Working with an experienced promotional products supplier who understands the Australian market is invaluable here. A good supplier will understand how trending colours translate across different product categories and decoration methods, help you stay within budget, and flag any technical constraints before they become problems.
It’s also worth tracking how your merchandise performs. Promotional products ROI data consistently shows that items people find aesthetically appealing have significantly higher daily use rates — meaning your colour choices directly influence how much exposure your brand gets.
Conclusion: Key Takeaways on Colour Trends for Branded Merchandise This Season
Navigating colour trends for branded merchandise this season is about balancing what’s current with what’s true to your brand.
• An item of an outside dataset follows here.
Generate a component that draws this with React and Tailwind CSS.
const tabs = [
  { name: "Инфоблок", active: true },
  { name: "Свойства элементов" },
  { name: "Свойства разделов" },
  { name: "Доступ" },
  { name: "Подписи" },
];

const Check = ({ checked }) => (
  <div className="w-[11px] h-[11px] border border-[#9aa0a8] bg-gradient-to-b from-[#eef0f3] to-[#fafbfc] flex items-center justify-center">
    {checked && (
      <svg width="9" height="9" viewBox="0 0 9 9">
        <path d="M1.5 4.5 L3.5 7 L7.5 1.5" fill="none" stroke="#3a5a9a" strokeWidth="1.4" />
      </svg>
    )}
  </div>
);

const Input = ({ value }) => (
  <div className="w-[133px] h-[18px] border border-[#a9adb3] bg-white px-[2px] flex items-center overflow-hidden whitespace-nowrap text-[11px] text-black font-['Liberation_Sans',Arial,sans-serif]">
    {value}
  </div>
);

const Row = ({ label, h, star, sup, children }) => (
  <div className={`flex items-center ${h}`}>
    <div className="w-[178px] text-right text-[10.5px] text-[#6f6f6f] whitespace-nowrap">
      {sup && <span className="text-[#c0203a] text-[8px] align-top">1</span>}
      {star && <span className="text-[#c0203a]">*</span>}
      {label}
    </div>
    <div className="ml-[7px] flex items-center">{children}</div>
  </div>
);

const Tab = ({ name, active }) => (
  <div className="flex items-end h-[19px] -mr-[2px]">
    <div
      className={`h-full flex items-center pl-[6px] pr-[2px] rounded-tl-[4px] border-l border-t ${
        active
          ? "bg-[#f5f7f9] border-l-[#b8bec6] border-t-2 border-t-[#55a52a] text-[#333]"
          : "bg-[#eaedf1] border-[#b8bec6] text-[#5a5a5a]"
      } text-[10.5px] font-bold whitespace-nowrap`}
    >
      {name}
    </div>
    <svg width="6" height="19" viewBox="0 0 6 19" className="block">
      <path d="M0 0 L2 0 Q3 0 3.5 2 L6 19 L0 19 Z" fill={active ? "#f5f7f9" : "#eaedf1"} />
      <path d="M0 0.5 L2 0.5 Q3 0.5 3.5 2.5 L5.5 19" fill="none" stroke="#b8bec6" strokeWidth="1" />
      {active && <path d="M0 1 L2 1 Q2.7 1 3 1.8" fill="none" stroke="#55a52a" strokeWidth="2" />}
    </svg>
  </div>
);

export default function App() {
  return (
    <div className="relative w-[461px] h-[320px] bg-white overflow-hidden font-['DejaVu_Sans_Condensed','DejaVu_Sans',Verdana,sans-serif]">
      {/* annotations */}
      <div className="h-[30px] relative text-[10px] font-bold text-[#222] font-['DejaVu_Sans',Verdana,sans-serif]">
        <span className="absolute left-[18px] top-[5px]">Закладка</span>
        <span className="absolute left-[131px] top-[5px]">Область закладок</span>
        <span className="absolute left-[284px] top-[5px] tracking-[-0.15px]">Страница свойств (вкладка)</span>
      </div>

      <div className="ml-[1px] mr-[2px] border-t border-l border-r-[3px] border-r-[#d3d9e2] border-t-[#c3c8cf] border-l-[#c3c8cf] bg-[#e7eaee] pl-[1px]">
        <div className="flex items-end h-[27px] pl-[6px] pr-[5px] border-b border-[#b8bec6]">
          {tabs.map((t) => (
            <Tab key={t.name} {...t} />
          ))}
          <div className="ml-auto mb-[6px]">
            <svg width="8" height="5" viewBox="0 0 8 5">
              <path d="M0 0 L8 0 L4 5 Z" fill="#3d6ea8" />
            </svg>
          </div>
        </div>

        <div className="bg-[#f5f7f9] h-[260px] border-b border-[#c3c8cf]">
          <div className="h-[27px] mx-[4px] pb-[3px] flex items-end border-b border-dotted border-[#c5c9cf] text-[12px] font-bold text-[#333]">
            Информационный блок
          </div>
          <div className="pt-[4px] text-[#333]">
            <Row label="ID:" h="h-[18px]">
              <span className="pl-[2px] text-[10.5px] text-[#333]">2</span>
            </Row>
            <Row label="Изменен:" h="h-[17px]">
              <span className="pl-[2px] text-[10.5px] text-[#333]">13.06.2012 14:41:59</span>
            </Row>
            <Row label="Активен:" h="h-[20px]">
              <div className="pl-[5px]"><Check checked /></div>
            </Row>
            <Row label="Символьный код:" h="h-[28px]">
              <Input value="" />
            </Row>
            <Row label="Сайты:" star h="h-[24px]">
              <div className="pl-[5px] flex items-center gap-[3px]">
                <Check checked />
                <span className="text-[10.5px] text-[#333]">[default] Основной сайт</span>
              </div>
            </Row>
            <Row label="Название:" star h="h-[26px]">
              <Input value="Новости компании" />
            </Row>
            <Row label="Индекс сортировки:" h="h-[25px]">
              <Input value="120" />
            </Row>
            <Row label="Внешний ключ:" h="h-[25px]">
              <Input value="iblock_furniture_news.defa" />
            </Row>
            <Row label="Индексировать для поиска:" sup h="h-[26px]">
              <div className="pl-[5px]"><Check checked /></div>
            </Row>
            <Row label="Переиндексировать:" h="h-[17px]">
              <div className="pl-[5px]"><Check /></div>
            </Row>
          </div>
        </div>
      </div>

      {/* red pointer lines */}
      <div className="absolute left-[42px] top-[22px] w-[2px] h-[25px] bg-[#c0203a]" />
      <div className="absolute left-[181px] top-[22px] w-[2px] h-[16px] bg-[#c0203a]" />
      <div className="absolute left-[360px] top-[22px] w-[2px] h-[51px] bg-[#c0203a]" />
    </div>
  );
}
Here’s what to keep in mind as you plan your next merchandise order:
- Earthy tones and warm neutrals are dominating across almost every merchandise category — they pair beautifully with sustainable materials and communicate authenticity.
- Bold accent colours remain powerful for events and trade shows where you need to cut through visual noise and create a memorable impression.
- Deep, moody tones like navy and forest green are the go-to choice for premium corporate merchandise and professional apparel.
- Decoration method and colour choice are inseparable — always consider how your chosen colours will behave with the specific print or embroidery technique being used.
- Test before you commit — order samples, approve pre-production proofs, and align your colour choices with where and how the merchandise will actually be used.
Colour is never just a finishing detail. In branded merchandise, it’s one of your most effective strategic tools. Use this season’s trends wisely, and your merch won’t just look good — it’ll do genuine work for your brand.